Word of the Day

Monday March 29, 2010

approbation [ap-ruh-BAY-shuhn]

noun

  1. The act of approving; official recognition or approval.
  2. Sanction; praise; commendation.
  • By stepping up their presence in the library, adult leaders of the Mattapan community can signal safety and approbation to those teenagers who want to use the library appropriately while encouraging the few troublemakers to shape up or ship out.
    Gwynne Morgan, "It takes a village to keep peace at the library", Boston Globe, Feb 3, 2010
  • It was about the books, of course, but more. I still can taste the delicious delight of traipsing triumphantly up its steps every Saturday morning, hauling back the five or six books I had taken out the week before, waiting for the approbation that never came from the librarian about how wonderful I was to have read all those books in just a week.
    Richard J Deasy, "THE LIBRARIES OF LIFE FOR MANY OF US, EDUCATION WAS AN OPEN BOOK", Pittsburgh Post - Gazette, Oct 10, 2009
  • I wrote for their amendment, and not their approbation.
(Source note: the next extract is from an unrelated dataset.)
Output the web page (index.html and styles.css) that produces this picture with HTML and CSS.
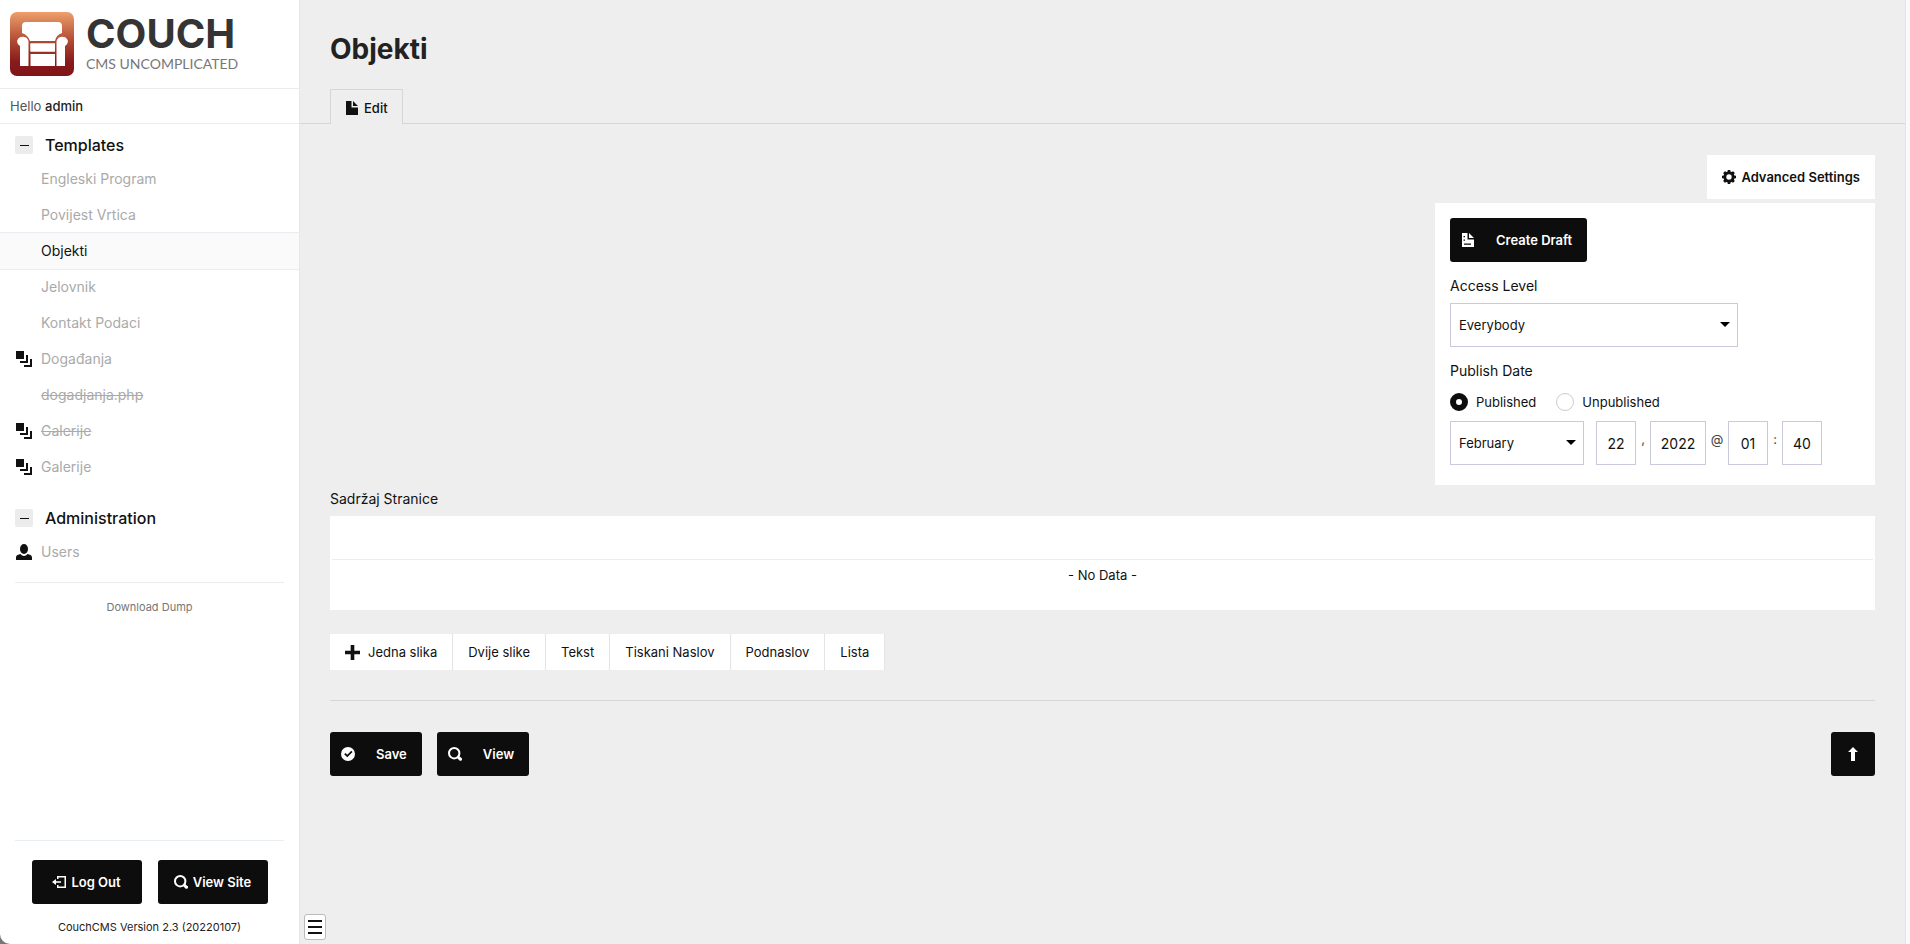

The united praise of the whole race would be of less consequence to me, than the neighing of those two degenerate Houyhnhnms I keep in my stable; because from these, degenerate as they are, I still improve in some virtues without any mixture of vice.
    Jonathan Swift (1667 - 1745) An Anglo-Irish satirist, essayist and poet. Gulliver's Travels (1726)

Origin of the Word

Approbation, approximately 1400, derives from Old French aprobation, from Latin approbare "to assent to as good, regard as good," from ad- "to" + probare "to try, test something (to find if it is good)," from probus "honest, genuine."